EVRARD, L’EURO-REPOUSSOIR

Comment discréditer le Frexit ? En interrogeant (par exemple) José Evrard !

Par Vincent Flament

Cette semaine, José Evrard était invité de l’émission « Lille politiques » sur BFM Grand Lille. Le quotidien « 20 Minutes », partenaire de l’événement, en a profité pour publier dans son édition du 28 mai un compte-rendu du journaliste eurolâtre (c’est malheureusement presque un pléonasme) Mikaël Libert.

Double discours

Quand j’ai adhéré au PCF à Lens, dans la cellule de Georges Gastaud, José Evrard était un « dur » de la section : dur avec les socialistes, qu’il détestait en bloc, dur avec les opposants internes à « la-ligne-du-parti », qu’ils soient « refondateurs » (c’est-à-dire mutants avant l’heure) ou léninistes comme ma cellule. Le problème, c’est qu’à cette époque, la ligne en question consistait à seconder stratégiquement le PS tout en le critiquant tactiquement – un double jeu qui a mené aux beaux résultats que l’on sait, via la « mutation » de Robert Hue.
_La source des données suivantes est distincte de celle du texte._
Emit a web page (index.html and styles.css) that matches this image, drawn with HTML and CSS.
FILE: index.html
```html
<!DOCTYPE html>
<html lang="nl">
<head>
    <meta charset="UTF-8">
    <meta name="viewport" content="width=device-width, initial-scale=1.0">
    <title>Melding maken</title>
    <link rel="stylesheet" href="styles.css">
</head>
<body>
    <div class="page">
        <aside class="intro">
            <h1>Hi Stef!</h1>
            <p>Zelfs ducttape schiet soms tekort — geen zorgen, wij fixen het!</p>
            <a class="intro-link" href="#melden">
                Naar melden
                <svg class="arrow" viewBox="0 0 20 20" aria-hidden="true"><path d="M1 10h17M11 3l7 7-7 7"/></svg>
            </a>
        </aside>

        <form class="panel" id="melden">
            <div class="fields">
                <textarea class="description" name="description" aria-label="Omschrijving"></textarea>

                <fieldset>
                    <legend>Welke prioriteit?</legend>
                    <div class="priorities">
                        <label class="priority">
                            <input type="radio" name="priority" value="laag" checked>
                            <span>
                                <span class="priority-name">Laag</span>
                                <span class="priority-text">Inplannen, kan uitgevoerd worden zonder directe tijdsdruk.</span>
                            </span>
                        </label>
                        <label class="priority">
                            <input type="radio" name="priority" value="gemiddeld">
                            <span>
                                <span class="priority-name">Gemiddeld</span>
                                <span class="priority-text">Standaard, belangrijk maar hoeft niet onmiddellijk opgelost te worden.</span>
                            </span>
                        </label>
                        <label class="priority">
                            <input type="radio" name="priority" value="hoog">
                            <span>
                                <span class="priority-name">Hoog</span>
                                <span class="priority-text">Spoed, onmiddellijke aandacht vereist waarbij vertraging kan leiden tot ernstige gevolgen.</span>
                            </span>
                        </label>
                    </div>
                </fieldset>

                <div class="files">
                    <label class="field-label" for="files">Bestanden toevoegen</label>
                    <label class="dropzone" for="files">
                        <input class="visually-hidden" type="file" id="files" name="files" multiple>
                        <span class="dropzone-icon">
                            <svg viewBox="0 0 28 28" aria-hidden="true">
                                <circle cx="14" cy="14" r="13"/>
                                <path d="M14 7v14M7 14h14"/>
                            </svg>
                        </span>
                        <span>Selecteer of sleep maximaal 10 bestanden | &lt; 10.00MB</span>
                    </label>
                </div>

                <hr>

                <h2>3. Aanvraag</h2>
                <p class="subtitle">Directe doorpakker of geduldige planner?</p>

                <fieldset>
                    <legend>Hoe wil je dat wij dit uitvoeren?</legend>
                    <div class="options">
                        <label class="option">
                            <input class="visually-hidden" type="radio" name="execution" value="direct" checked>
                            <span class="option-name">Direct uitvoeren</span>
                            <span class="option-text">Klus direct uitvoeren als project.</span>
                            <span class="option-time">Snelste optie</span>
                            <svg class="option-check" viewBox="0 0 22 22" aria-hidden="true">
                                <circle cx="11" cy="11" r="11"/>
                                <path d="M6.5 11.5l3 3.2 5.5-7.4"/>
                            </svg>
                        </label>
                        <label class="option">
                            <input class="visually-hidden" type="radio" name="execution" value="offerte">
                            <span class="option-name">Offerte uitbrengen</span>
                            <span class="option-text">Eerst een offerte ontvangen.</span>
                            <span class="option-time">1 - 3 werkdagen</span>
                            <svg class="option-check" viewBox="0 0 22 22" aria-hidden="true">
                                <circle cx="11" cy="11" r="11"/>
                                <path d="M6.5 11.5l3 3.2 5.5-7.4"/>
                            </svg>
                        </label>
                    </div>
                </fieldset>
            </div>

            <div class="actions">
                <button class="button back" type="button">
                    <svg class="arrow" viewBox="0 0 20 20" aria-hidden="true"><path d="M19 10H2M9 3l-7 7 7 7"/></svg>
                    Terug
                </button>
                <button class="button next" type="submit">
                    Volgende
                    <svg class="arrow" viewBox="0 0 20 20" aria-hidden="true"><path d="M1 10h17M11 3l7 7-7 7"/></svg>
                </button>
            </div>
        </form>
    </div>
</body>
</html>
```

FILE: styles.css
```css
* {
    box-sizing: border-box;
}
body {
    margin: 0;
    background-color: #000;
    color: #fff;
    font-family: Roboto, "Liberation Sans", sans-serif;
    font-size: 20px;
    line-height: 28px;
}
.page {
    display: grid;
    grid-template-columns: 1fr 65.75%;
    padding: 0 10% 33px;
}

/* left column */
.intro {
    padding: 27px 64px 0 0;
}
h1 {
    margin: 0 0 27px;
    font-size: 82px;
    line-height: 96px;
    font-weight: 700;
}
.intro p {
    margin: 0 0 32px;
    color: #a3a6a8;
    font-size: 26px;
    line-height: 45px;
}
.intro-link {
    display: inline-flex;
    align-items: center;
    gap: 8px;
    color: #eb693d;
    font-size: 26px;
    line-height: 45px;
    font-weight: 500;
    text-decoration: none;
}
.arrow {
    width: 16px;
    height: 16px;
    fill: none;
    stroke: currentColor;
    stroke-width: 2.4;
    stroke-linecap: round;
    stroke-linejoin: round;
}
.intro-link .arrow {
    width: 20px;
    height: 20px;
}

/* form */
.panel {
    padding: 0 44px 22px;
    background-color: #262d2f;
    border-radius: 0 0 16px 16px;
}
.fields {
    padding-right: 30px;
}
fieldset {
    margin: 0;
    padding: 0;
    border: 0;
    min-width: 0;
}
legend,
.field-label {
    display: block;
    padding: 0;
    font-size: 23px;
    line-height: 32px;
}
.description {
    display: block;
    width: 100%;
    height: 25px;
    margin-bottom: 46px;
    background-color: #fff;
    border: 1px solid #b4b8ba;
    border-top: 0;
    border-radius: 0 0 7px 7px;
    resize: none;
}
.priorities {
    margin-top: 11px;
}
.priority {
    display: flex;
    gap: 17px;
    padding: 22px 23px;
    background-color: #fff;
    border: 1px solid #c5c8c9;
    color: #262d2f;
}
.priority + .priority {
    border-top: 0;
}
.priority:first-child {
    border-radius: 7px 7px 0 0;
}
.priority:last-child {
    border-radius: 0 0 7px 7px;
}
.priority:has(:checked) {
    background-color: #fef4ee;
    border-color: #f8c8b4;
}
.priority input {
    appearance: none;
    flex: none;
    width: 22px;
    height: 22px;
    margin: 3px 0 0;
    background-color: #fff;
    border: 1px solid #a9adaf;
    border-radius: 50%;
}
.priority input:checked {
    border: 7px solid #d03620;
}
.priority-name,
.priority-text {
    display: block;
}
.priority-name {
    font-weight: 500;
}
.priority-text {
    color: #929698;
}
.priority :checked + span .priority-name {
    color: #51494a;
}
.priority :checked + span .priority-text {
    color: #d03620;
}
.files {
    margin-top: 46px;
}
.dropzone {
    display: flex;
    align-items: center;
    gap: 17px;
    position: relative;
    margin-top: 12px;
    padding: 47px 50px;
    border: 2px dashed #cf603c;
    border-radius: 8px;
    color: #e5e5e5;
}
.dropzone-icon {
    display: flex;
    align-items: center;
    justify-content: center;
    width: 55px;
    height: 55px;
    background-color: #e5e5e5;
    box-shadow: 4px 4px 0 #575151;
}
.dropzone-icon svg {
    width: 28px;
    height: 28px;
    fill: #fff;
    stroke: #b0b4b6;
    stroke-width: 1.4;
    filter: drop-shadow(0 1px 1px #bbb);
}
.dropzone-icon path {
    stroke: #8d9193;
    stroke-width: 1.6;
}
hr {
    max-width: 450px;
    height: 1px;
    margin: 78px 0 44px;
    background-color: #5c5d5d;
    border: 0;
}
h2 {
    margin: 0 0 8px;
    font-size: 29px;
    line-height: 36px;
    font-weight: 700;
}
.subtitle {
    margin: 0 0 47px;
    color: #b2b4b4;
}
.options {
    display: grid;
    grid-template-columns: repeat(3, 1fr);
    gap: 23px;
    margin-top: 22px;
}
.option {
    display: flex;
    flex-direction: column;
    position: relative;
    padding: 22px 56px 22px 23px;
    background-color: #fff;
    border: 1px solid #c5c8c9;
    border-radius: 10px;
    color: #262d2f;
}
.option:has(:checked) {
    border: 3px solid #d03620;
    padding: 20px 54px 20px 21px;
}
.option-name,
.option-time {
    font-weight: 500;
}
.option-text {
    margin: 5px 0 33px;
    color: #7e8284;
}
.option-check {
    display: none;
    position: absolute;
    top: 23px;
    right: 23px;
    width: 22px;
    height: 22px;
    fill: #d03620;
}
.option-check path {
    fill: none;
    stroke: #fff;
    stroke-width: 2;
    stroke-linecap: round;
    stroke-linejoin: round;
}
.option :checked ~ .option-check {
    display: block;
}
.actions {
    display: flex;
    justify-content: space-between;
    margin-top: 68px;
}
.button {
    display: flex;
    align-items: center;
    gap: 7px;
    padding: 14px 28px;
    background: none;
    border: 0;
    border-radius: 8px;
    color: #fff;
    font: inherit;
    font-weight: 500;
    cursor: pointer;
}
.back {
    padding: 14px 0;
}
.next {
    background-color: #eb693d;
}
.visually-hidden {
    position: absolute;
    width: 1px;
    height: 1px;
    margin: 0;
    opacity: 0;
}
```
José Evrard faisait donc partie de ceux qui expliquaient en assemblée de section que le PS était pire que la droite, mais qu’il fallait voter pour lui au second tour des élections parce que la Place Fabien l’avait dit.

Cette souplesse à faire pâlir un maître yogi, il ne l’a pas perdue, et Mikaël Libert ne se prive pas de la rappeler : « ceux qui le connaissent peuvent être déboussolés par son parcours, écrit-il : après trente-six ans au PCF, il émarge ensuite au FN, le quitte pour les Patriotes et termine à Debout la France, le parti de Nicolas Dupont-Aignan. » Remarquons au passage qu’ici, notre journaliste s’avance un peu : rien ne prouve que José Evrard ne changera pas encore de boutique dans les années à venir…
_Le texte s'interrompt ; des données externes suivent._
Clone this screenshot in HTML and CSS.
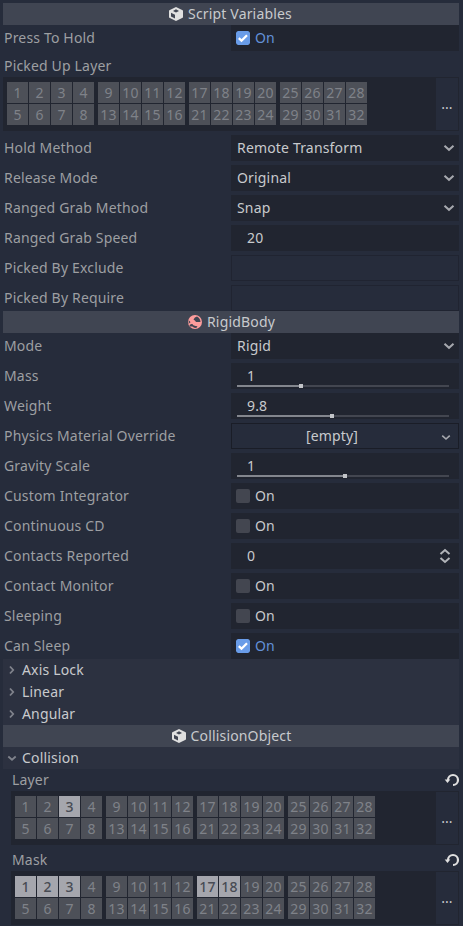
FILE: index.html
```html
<!DOCTYPE html>
<html lang="en">
<head>
<meta charset="utf-8">
<title>Inspector</title>
<link rel="stylesheet" href="styles.css">
</head>
<body>
<svg class="defs" aria-hidden="true">
  <symbol id="cube" viewBox="0 0 16 16">
    <path fill="#e0e0e0" fill-rule="evenodd" d="M8 .9 14.600 4.200Q15 4.400 15 4.900V11.100Q15 11.600 14.600 11.800L8 15.100 1.400 11.800Q1 11.600 1 11.100V4.900Q1 4.400 1.400 4.200ZM8 3.300 5 4.900 8 6.400 11 4.900ZM3 6.800V10.500L7 12.500V8.800Z"/>
  </symbol>
  <symbol id="body" viewBox="0 0 16 16">
    <circle cx="8" cy="8" r="7" fill="#fc9c9c"/>
    <path fill="#404552" d="M6.500 5.500Q7.500 3 10 2.500 13.300 4 13.500 8H9Q8.500 6.500 6.500 5.500ZM1.800 6.500Q3 7 3.500 8.300 2.200 9 1.700 10ZM2.500 11.300Q4 9.500 5.500 10 6 12 10.500 12.300L9.300 14Q7 14 5.300 12.500 4 12.300 3 12.500Z"/>
  </symbol>
  <symbol id="down" viewBox="0 0 12 12"><path d="M1.500 3.800 6 7.800 10.500 3.800" fill="none" stroke="#a6a8ae" stroke-width="2"/></symbol>
  <symbol id="fold" viewBox="0 0 12 12"><path d="M4 2.500 7.200 6 4 9.500" fill="none" stroke="#80838c" stroke-width="1.800"/></symbol>
  <symbol id="open" viewBox="0 0 12 12"><path d="M2.300 4.500 6 7.700 9.700 4.500" fill="none" stroke="#80838c" stroke-width="1.800"/></symbol>
  <symbol id="updown" viewBox="0 0 12 16"><path d="M1.500 6 6 2 10.500 6M1.500 10 6 14 10.500 10" fill="none" stroke="#b2b4b9" stroke-width="2"/></symbol>
  <symbol id="revert" viewBox="0 0 16 16"><path d="M4 8a5 5 0 1 1 5 5" fill="none" stroke="#e0e0e0" stroke-width="2.200"/><path fill="#e0e0e0" d="M.7 7.500H6.300L3.500 11Z"/></symbol>
  <symbol id="tick" viewBox="0 0 14 14"><rect width="14" height="14" rx="2" fill="#699ce8"/><path d="M2.800 7.200 5.500 9.700 11 4.200" fill="none" stroke="#fff" stroke-width="2.300"/></symbol>
</svg>
<main class="inspector">
  <h2 class="category first"><svg class="icon"><use href="#cube"/></svg><span>Script Variables</span></h2>
  <div class="rows">
    <div class="row"><span class="label">Press To Hold</span><div class="field check on"><svg class="box"><use href="#tick"/></svg><span>On</span></div></div>
    <div class="layer-prop"><div class="layer-name"><span>Picked Up Layer</span></div><div class="layers"><div class="bits" data-on=""></div><button class="more">...</button></div></div>
    <div class="row"><span class="label">Hold Method</span><div class="field select"><span>Remote Transform</span><svg class="arrow"><use href="#down"/></svg></div></div>
    <div class="row"><span class="label">Release Mode</span><div class="field select"><span>Original</span><svg class="arrow"><use href="#down"/></svg></div></div>
    <div class="row"><span class="label">Ranged Grab Method</span><div class="field select"><span>Snap</span><svg class="arrow"><use href="#down"/></svg></div></div>
    <div class="row"><span class="label">Ranged Grab Speed</span><div class="field number"><span>20</span></div></div>
    <div class="row"><span class="label">Picked By Exclude</span><div class="field blank"></div></div>
    <div class="row"><span class="label">Picked By Require</span><div class="field blank"></div></div>
  </div>
  <h2 class="category"><svg class="icon"><use href="#body"/></svg><span>RigidBody</span></h2>
  <div class="rows">
    <div class="row"><span class="label">Mode</span><div class="field select"><span>Rigid</span><svg class="arrow"><use href="#down"/></svg></div></div>
    <div class="row"><span class="label">Mass</span><div class="field number"><span>1</span><div class="track"><div class="fill" style="width:62px"></div><i class="knob"></i></div></div></div>
    <div class="row"><span class="label">Weight</span><div class="field number"><span>9.8</span><div class="track"><div class="fill" style="width:93px"></div><i class="knob"></i></div></div></div>
    <div class="row"><span class="label">Physics Material Override</span><div class="field resource"><span>[empty]</span><svg class="small-arrow"><use href="#down"/></svg></div></div>
    <div class="row"><span class="label">Gravity Scale</span><div class="field number"><span>1</span><div class="track"><div class="fill" style="width:106px"></div><i class="knob"></i></div></div></div>
    <div class="row"><span class="label">Custom Integrator</span><div class="field check"><i class="box"></i><span>On</span></div></div>
    <div class="row"><span class="label">Continuous CD</span><div class="field check"><i class="box"></i><span>On</span></div></div>
    <div class="row"><span class="label">Contacts Reported</span><div class="field number spin"><span>0</span><svg class="spinner"><use href="#updown"/></svg></div></div>
    <div class="row"><span class="label">Contact Monitor</span><div class="field check"><i class="box"></i><span>On</span></div></div>
    <div class="row"><span class="label">Sleeping</span><div class="field check"><i class="box"></i><span>On</span></div></div>
    <div class="row"><span class="label">Can Sleep</span><div class="field check on"><svg class="box"><use href="#tick"/></svg><span>On</span></div></div>
  </div>
  <div class="section"><svg class="fold"><use href="#fold"/></svg><span>Axis Lock</span></div>
  <div class="section"><svg class="fold"><use href="#fold"/></svg><span>Linear</span></div>
  <div class="section"><svg class="fold"><use href="#fold"/></svg><span>Angular</span></div>
  <h2 class="category"><svg class="icon"><use href="#cube"/></svg><span>CollisionObject</span></h2>
  <div class="section"><svg class="fold"><use href="#open"/></svg><span>Collision</span></div>
  <div class="rows nested">
    <div class="layer-prop"><div class="layer-name"><span>Layer</span><svg class="revert"><use href="#revert"/></svg></div><div class="layers"><div class="bits" data-on="3"></div><button class="more">...</button></div></div>
    <div class="layer-prop"><div class="layer-name"><span>Mask</span><svg class="revert"><use href="#revert"/></svg></div><div class="layers"><div class="bits" data-on="1,2,3,17,18"></div><button class="more">...</button></div></div>
  </div>
</main>
<script src="layers.js"></script>
</body>
</html>
```
FILE: styles.css
```css
* { box-sizing: border-box; }
body {
  margin: 0;
  height: 926px;
  overflow: hidden;
  background: #262c3b;
  color: #c8cacd;
  font: 14px/20px "Noto Sans", sans-serif;
  letter-spacing: 0.17px;
}
.defs { position: absolute; width: 0; height: 0; }
svg { display: block; flex: none; }
.inspector { width: 456px; margin: 3px 0 0 3px; display: flex; flex-direction: column; }
.category {
  height: 22px;
  margin: 0;
  display: flex;
  align-items: center;
  justify-content: center;
  gap: 4px;
  background: #404552;
  font-size: 14px;
  font-weight: 400;
}
.first { padding-right: 2px; }
.icon { width: 16px; height: 16px; }
.rows { display: flex; flex-direction: column; gap: 4px; }
.row { display: grid; grid-template-columns: 228px 228px; height: 26px; align-items: center; }
.label { padding-left: 1px; color: #9d9fa2; white-space: nowrap; }
.field { height: 26px; display: flex; align-items: center; background: #212530; }
.check { padding-left: 5px; gap: 5px; }
.box { width: 14px; height: 14px; border-radius: 2px; background: #434650; }
.on { color: #6391d8; }
.on .box { background: none; }
.select { justify-content: space-between; padding: 0 4px 0 6px; }
.arrow { width: 12px; height: 12px; }
.number { position: relative; padding-left: 16px; }
.blank { border: 1px solid #202431; background: none; }
.resource { border: 1px solid #1a1d27; background: none; position: relative; justify-content: center; }
.resource span { margin-right: 26px; }
.small-arrow { position: absolute; right: 7px; top: 8px; width: 10px; height: 11px; }
.track { position: absolute; left: 6px; right: 10px; bottom: 2px; height: 2px; display: flex; align-items: center; background: #434650; }
.fill { height: 2px; background: #83868d; }
.knob { width: 4px; height: 4px; flex: none; background: #c2c4c8; }
.spin { justify-content: space-between; padding-right: 8px; }
.spinner { width: 12px; height: 16px; }
.layer-name { display: flex; align-items: center; justify-content: space-between; height: 22px; padding-left: 1px; color: #9d9fa2; }
.revert { width: 16px; height: 16px; margin-right: -1px; }
.layers { display: flex; justify-content: space-between; height: 54px; padding: 1px 1px 1px 4px; background: #212530; }
.bits { display: flex; gap: 4px; padding-top: 4px; }
.group { display: grid; grid-template-columns: repeat(4, 21px); grid-auto-rows: 21px; gap: 1px; }
.bit { background: #4d5058; color: #7f8289; text-align: center; line-height: 21px; }
.bit.set { background: #a5a6ad; color: #484b54; font-weight: 500; }
.more { width: 22px; height: 52px; padding: 0; border: 0; background: #262c3b; color: inherit; font: inherit; }
.section { height: 22px; display: flex; align-items: center; gap: 4px; padding-left: 3px; background: #2c3140; }
.fold { width: 12px; height: 12px; }
.nested { padding-left: 8px; }
```
FILE: layers.js
```js
// Fill every layer grid with four groups of eight numbered bits.
document.querySelectorAll('.bits').forEach(function (grid) {
  var on = grid.dataset.on.split(',');
  for (var g = 0; g < 4; g++) {
    var group = document.createElement('div');
    group.className = 'group';
    for (var i = 1; i <= 8; i++) {
      var n = String(g * 8 + i);
      var bit = document.createElement('span');
      bit.className = on.indexOf(n) >= 0 ? 'bit set' : 'bit';
      bit.textContent = n;
      group.appendChild(bit);
    }
    grid.appendChild(group);
  }
});
```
Eurocritique et flou artistique

Il importe cependant de juger sur pièces, sans procès d’intention, et sans se laisser obnubiler par le passé – même s’il n’est pas question de l’oublier, justement parce que le passé d’un candidat nous permet de savoir si on peut lui faire confiance…

A première vue, il semble possible de reconnaître à José Evrard un positionnement très critique vis-à-vis de l’Union Européenne, cette machine conçue par le grand capital pour laminer les conquêtes sociales : « Ça fait partie des objectifs de l’Union européenne de casser les services publics », insiste le candidat. »

Concernant la politique énergétique, José Evrard défend le nucléaire, qui n’est pas du ressort de la région : « La région doit faire appel à l’Etat, sauf que l’Etat n’est plus maître de sa monnaie et de ses investissements puisque c’est l’Europe qui décide et les Allemands », fulmine le candidat. »

Cependant, sa critique de l’U.E. est si imprécise que notre euro-journaliste n’a aucun mal à la discréditer : « alors même que la santé n’est pas une compétence prioritaire de la région, le candidat de Debout la France fustige encore l’Europe : « On est sous les fourches caudines de l’UE qui nous a poussés à supprimer des lits. Ce sont de gros investissements de la région, mais il y a sûrement des dépenses ailleurs que l’on peut supprimer », assure-t-il sans préciser lesquelles. »

Qui a peur du Matamore ?

Matamore (Mata Mauros : le « tueur de Maures » en espagnol) est un personnage de la commedia dell’arte : un faux héros qui passe son temps à se vanter d’exploits imaginaires – notamment pendant la Reconquista de l’Espagne par les catholiques face aux musulmans… Si, sur BFM, le fier José ne s’est pas inventé de coups d’éclat passés, il a cependant promis de fort improbables victoires à venir, que Mikaël Libert ne se prive pas de ridiculiser : « J’irai  d’abord récupérer les sous qui sont les nôtres, ceux que l’on verse en tant que contributeurs à l’Europe », clame-t-il. A noter que les « sous » dont il parle, versés par la France, ne sont en aucun cas « récupérables » par un président de région. »

Certes, Monsieur Libert ! Mais ils ne sont pas « récupérables » non plus par qui que ce soit d’autre ! A partir du moment où on fait partie de l’U.E., on contribue à son budget en fonction des règles fixées par les traités, un point, c’est tout ! Donc, raconter qu’un président de région peut « récupérer les sous », c’est faire croire qu’une autre répartition de l’argent est possible dans le cadre de l’U.E., et donc que le Frexit est inutile.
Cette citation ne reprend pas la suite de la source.